The multivariate ARMA/CARMA transformation relation

TL;DR

This paper establishes a transformation relation between multivariate ARMA and CARMA processes via discretization, enabling improved estimation methods for continuous-time models driven by complex Lévy processes, demonstrated with atmospheric data.

Contribution

It introduces a direct transformation relation between multivariate ARMA and CARMA models through discretization, facilitating estimation of continuous-time models driven by NIG-Lévy processes.

Findings

Derived a discretization-based transformation relation for multivariate ARMA and CARMA.

Established convergence rate for Euler discretization of jump diffusions.
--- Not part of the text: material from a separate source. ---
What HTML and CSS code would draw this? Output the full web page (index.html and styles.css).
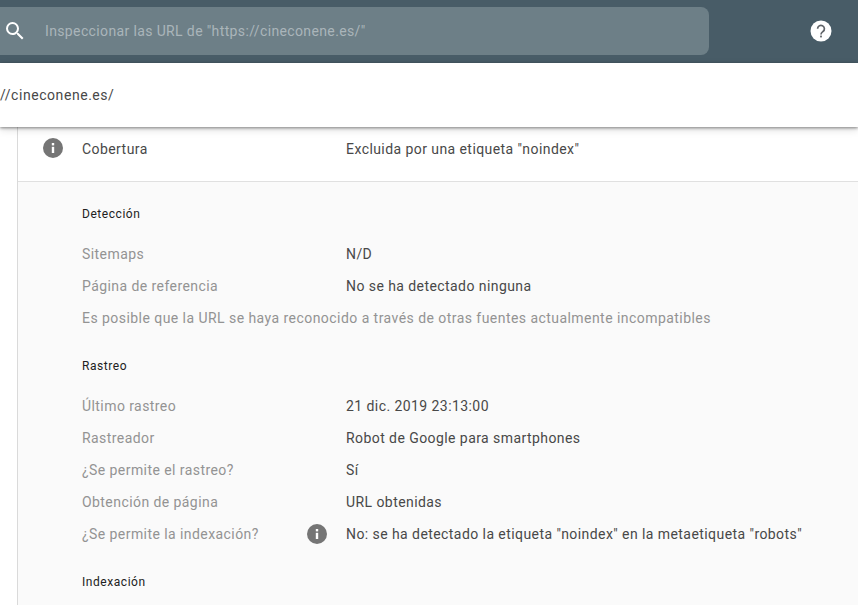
FILE: index.html
```html
<!DOCTYPE html>
<html lang="es">
<head>
<meta charset="utf-8">
<title>Inspeccionar URL</title>
<link rel="stylesheet" href="styles.css">
</head>
<body>
<header class="topbar">
  <div class="search">
    <svg class="search-icon" viewBox="0 0 24 24" width="24" height="24"><path fill="#fff" d="M15.5 14h-.79l-.28-.27A6.47 6.47 0 0 0 16 9.5 6.5 6.5 0 1 0 9.5 16c1.61 0 3.09-.59 4.23-1.57l.27.28v.79l5 4.99L20.49 19l-4.99-5zm-6 0C7.01 14 5 11.99 5 9.5S7.01 5 9.5 5 14 7.01 14 9.5 11.99 14 9.5 14z"/></svg>
    <span class="search-text">Inspeccionar las URL de "https://cineconene.es/"</span>
  </div>
  <svg class="help" viewBox="0 0 22 22" width="22" height="22"><circle cx="11" cy="11" r="10.5" fill="#fff"/><path fill="none" stroke="#5f6368" stroke-width="1.7" d="M7.6 8.8a3.4 3.4 0 1 1 5.4 2.7c-1.2.9-2 1.4-2 3"/><rect x="10.1" y="15.6" width="1.8" height="1.8" fill="#5f6368"/></svg>
</header>
<div class="urlbar">//cineconene.es/</div>
<div class="page">
  <main class="panel">
    <div class="coverage grid-row">
      <svg class="info cov-icon" viewBox="0 0 20 20" width="20" height="20"><circle cx="10" cy="10" r="10" fill="#757575"/><rect x="8.8" y="8.8" width="2.4" height="6.2" fill="#fff"/><rect x="8.8" y="5" width="2.4" height="2.4" fill="#fff"/></svg>
      <span class="value-dark">Cobertura</span>
      <span class="col2 value-dark">Excluida por una etiqueta "noindex"</span>
    </div>
    <div class="details">
      <h2 class="heading">Detección</h2>
      <div class="grid-row row"><span class="label">Sitemaps</span><span class="col2 value-dark">N/D</span></div>
      <div class="grid-row row"><span class="label">Página de referencia</span><span class="col2 value-dark">No se ha detectado ninguna</span></div>
      <div class="row note">Es posible que la URL se haya reconocido a través de otras fuentes actualmente incompatibles</div>
      <h2 class="heading heading-next">Rastreo</h2>
      <div class="grid-row row"><span class="label">Último rastreo</span><span class="col2 value-dark">21 dic. 2019 23:13:00</span></div>
      <div class="grid-row row"><span class="label">Rastreador</span><span class="col2 value-dark">Robot de Google para smartphones</span></div>
      <div class="grid-row row"><span class="label">¿Se permite el rastreo?</span><span class="col2 value-dark">Sí</span></div>
      <div class="grid-row row"><span class="label">Obtención de página</span><span class="col2 value-dark">URL obtenidas</span></div>
      <div class="grid-row row index-row">
        <span class="label">¿Se permite la indexación?</span>
        <svg class="info row-icon" viewBox="0 0 20 20" width="20" height="20"><circle cx="10" cy="10" r="10" fill="#757575"/><rect x="8.8" y="8.8" width="2.4" height="6.2" fill="#fff"/><rect x="8.8" y="5" width="2.4" height="2.4" fill="#fff"/></svg>
        <span class="col2 value-dark">No: se ha detectado la etiqueta "noindex" en la metaetiqueta "robots"</span>
      </div>
      <h2 class="heading heading-next">Indexación</h2>
    </div>
  </main>
</div>
</body>
</html>
```
FILE: styles.css
```css
* { box-sizing: border-box; }
html, body { margin: 0; height: 605px; overflow: hidden; }
body { font-family: Roboto, "Liberation Sans", sans-serif; font-size: 14px; background: #fff; color: #484848; letter-spacing: 0.43px; }
.topbar { height: 63px; background: #485c67; display: flex; align-items: center; position: relative; }
.search { width: 709px; height: 48px; margin-top: -1px; background: #6d7f87; border-radius: 0 8px 8px 0; display: flex; align-items: center; padding-left: 3px; }
.search-text { margin-left: 18px; color: #aab5ba; font-size: 14px; letter-spacing: 0.37px; }
.help { margin-left: 101px; margin-top: -2px; }
.urlbar { height: 64px; background: #fff; display: flex; align-items: center; font-size: 14px; color: #484848; position: relative; z-index: 2; box-shadow: 0 1px 3px rgba(0,0,0,.45), 0 3px 8px rgba(0,0,0,.12); letter-spacing: 0.55px; }
.page { padding-left: 17px; height: 478px; }
.panel { border-left: 1px solid #dadada; height: 100%; }
.grid-row { display: grid; grid-template-columns: 264px 1fr; padding-left: 64px; position: relative; align-items: center; }
.coverage { height: 55px; background: #fff; border-bottom: 1px solid #e0e0e0; padding-bottom: 10px; }
.cov-icon { position: absolute; left: 25px; top: 11px; }
.value-dark { color: #484848; }
.col2 { grid-column: 2; }
.details { background: #fafafa; height: 423px; padding-top: 24px; }
.heading { margin: 0 0 0 64px; font-size: 12px; font-weight: 400; line-height: 16px; height: 16px; color: #212121; letter-spacing: 0.55px; }
.heading-next { margin-top: 24px; }
.row { height: 32px; }
.details > .heading + .row { margin-top: 16px; }
.label { color: #939393; }
.note { margin-left: 64px; color: #939393; line-height: 32px; letter-spacing: 0.45px; }
.row-icon { position: absolute; left: 289px; top: 6px; }
```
Applied the transformation to fit a bivariate CAR model to atmospheric data.

Abstract

A transformation relation between multivariate ARMA and CARMA processes is derived through a discretization procedure. This gives a direct relationship between the discrete time and continuous time analogues, serving as the basis for an estimation method for multivariate CARMA models. We will see that the autoregressive coefficients, making up the deterministic part of a multivariate CARMA model, are entirely given by the transformation relation. An Euler discretization convergence rate of jump diffusions is found for the case of small jumps of infinite variation. This substantiates applying the transformation relation for estimation of multivariate CARMA models driven by NIG-L\'evy processes. A two-dimensional CAR model is fit to stratospheric temperature and wind data, as an example of how to apply the transformation relation in estimation methods.